If you are suffering from cold or have had it recently, there must be someone in your family and peer who would have advised you to keep away from curd. It is believed that curd is cooling in nature, which is why it must be avoided as it may aggravate your cold further. But if the findings of a latest study are to be believed, a bowl of yogurt might prove to be helpful to those looking to get rid of the common cold.
"When it comes to yogurt specifically, I'd say there's not a lot of research that we can point to that indicates yogurt reduces symptoms of a cold," said Mickey Rubin, vice president of nutrition research for the National Dairy Council.
"There are some things (in yogurt) we can point to that, in theory, would be beneficial," Rubin added.
Yogurt is full of probiotics which can help boost immunity, CNN reported citing dietician Kristi L. King.
Studies that have looked at probiotics have found some promising results in terms of reducing the duration and intensity of cold. However, specific benefits can only be attributed to the actual strains studied, which do not necessarily exist in regular, non-supplemented yogurt, according to Rubin.
A bowl of conventional yogurt is dense with Lactobacillus bulgaricus and Streptococcus thermophilus, two cultures that are integral to the yogurt-making process, also known as "starter cultures". While they are beneficial bacteria, but they are not necessarily the same probiotics that have been studied in clinical trials conducted by the scientists.
"We know yogurt is a nutritious food choice and we know probiotics are beneficial to health, so including them in an overall healthy eating plan makes sense, but recommending them specifically for the common cold would be premature," said Rubin.
Yogurt is also enriched with zinc, which is also helpful in boosting immunity. According to the research, zinc can reduce the duration of cold symptoms, but the amounts of zinc needed for benefits, at least 75 milligrams, is much higher than the 2 milligrams present in an 8-ounce cup of yogurt.
Apart from zinc, curd is a decent source of good carbohydrates too. Carbohydrates are important for energy, which is important in helping one recover from a cold.

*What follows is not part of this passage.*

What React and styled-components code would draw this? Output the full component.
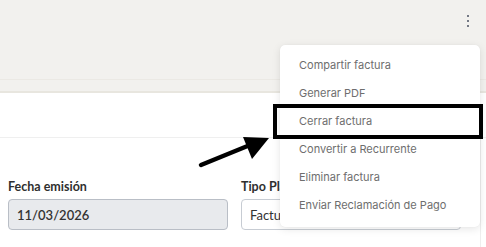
import styled, { createGlobalStyle } from "styled-components";

const GlobalStyle = createGlobalStyle`
  html, body {
    margin: 0;
    padding: 0;
    background: #ffffff;
  }
  body {
    font-family: Inter, "Noto Sans", sans-serif;
    overflow: hidden;
  }
`;

const Page = styled.div`
  position: relative;
  width: 486px;
  height: 247px;
  overflow: hidden;
  background: #ffffff;
`;

const Header = styled.header`
  height: 80px;
  background: #f2f1ee;
  border-bottom: 1px solid #ebe9e4;
  display: flex;
  justify-content: flex-end;
  align-items: flex-start;
  padding: 13px 14px 0 0;
  box-sizing: border-box;
`;

const SubBand = styled.div`
  height: 11px;
  background: #f2f1ee;
  border-bottom: 2px solid #e8e6df;
`;

const KebabButton = styled.button`
  border: none;
  background: transparent;
  padding: 0;
  width: 8px;
  height: 16px;
  display: flex;
  flex-direction: column;
  align-items: center;
  justify-content: center;
  gap: 3px;
  cursor: pointer;

  span {
    width: 2px;
    height: 2px;
    border-radius: 1px;
    background: #4a5160;
  }
`;

const Toolbar = styled.div`
  height: 44px;
  border-bottom: 1px solid #efefef;
`;

const FormSection = styled.section`
  width: 481px;
  box-sizing: border-box;
  border-right: 1px solid #eeeeee;
  padding: 41px 0 20px 8px;
  display: grid;
  grid-template-columns: 220px 220px;
  column-gap: 13px;
`;

const Field = styled.div`
  display: flex;
  flex-direction: column;
  gap: 5px;
`;

const Label = styled.label`
  font-family: Lato, "Noto Sans", sans-serif;
  font-size: 12.5px;
  font-weight: 700;
  color: #2f2f2f;
  line-height: 15px;
  white-space: nowrap;
`;

const Input = styled.div`
  height: 31px;
  box-sizing: border-box;
  border: 1px solid ${(p) => (p.disabled ? "#b9bec6" : "#c7ccd3")};
  border-radius: 4px;
  background: ${(p) => (p.disabled ? "#e8eaed" : "#ffffff")};
  display: flex;
  align-items: center;
  padding: 0 8px;
  font-family: Lato, "Noto Sans", sans-serif;
  font-size: 13px;
  font-weight: ${(p) => (p.disabled ? 600 : 400)};
  color: #333333;
`;

const Menu = styled.ul`
  position: absolute;
  top: 45px;
  left: 280px;
  width: 200px;
  margin: 0;
  padding: 6px 0 8px;
  list-style: none;
  background: #ffffff;
  border-radius: 5px;
  box-shadow: 0 2px 8px rgba(0, 0, 0, 0.1), 0 0 1px rgba(0, 0, 0, 0.08);
`;

const MenuItem = styled.li`
  height: 28px;
  display: flex;
  align-items: center;
  padding-left: 19px;
  font-family: Inter, "Noto Sans", sans-serif;
  font-size: 11px;
  color: #6e6e6e;
  white-space: nowrap;
`;

const Highlight = styled.div`
  position: absolute;
  top: 104px;
  left: 273px;
  width: 210px;
  height: 35px;
  box-sizing: border-box;
  border: 4.5px solid #000000;
`;

const Arrow = styled.svg`
  position: absolute;
  top: 130px;
  left: 195px;
`;

const items = [
  "Compartir factura",
  "Generar PDF",
  "Cerrar factura",
  "Convertir a Recurrente",
  "Eliminar factura",
  "Enviar Reclamación de Pago",
];

export default function App() {
  return (
    <Page>
      <GlobalStyle />
      <Header>
        <KebabButton aria-label="Más opciones">
          <span />
          <span />
          <span />
        </KebabButton>
      </Header>
      <SubBand />
      <Toolbar />
      <FormSection>
        <Field>
          <Label>Fecha emisión</Label>
          <Input disabled>11/03/2026</Input>
        </Field>
        <Field>
          <Label>Tipo Plantilla</Label>
          <Input>Factura</Input>
        </Field>
      </FormSection>

      <Menu>
        {items.map((it) => (
          <MenuItem key={it}>{it}</MenuItem>
        ))}
      </Menu>
      <Highlight />
      <Arrow width="80" height="42" viewBox="0 0 80 42">
        <line x1="6" y1="35" x2="55" y2="15" stroke="#000" strokeWidth="4.5" strokeLinecap="round" />
        <polygon points="74,8 48,7 57,29" fill="#000" />
      </Arrow>
    </Page>
  );
}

"The common cold and its symptoms are an inflammatory response to the bug such that if yogurt or other foods reduced inflammation, it could, in theory, be beneficial but we need more research to know for sure," said Rubin.
While the ability of yogurt to help fight a cold is not that well explored right now, but the experts also say there's no good reason to not choose yogurt when you have cold or have difficulty swallowing.
"I wouldn't rely solely on yogurt to fight the cold, but in conjunction with a healthy diet, yogurt may be beneficial," said King.
"Yogurt is smooth and goes down easy, so if you have a sore throat or even a runny nose, it's comfortable to eat," added Rubin.
For maximum benefits, King recommended eating plain yogurt with other antioxidant-rich foods, such as berries, which contribute natural sweetness, in addition to more cold-fighting nutrients.
"Pairing yogurt with blueberries or strawberries will give you an extra dose of vitamin C and antioxidants to fight the cold off," she said.
You might want to choose yogurt for its nutritional attributes, which include calcium and vitamin D, along with possible cold fighters like zinc and probiotics, but not necessarily as primary therapy for cold.
Also remember to keep a check on your portion size as excess of anything can prove harmful. Do not go overboard with your yogurt intake.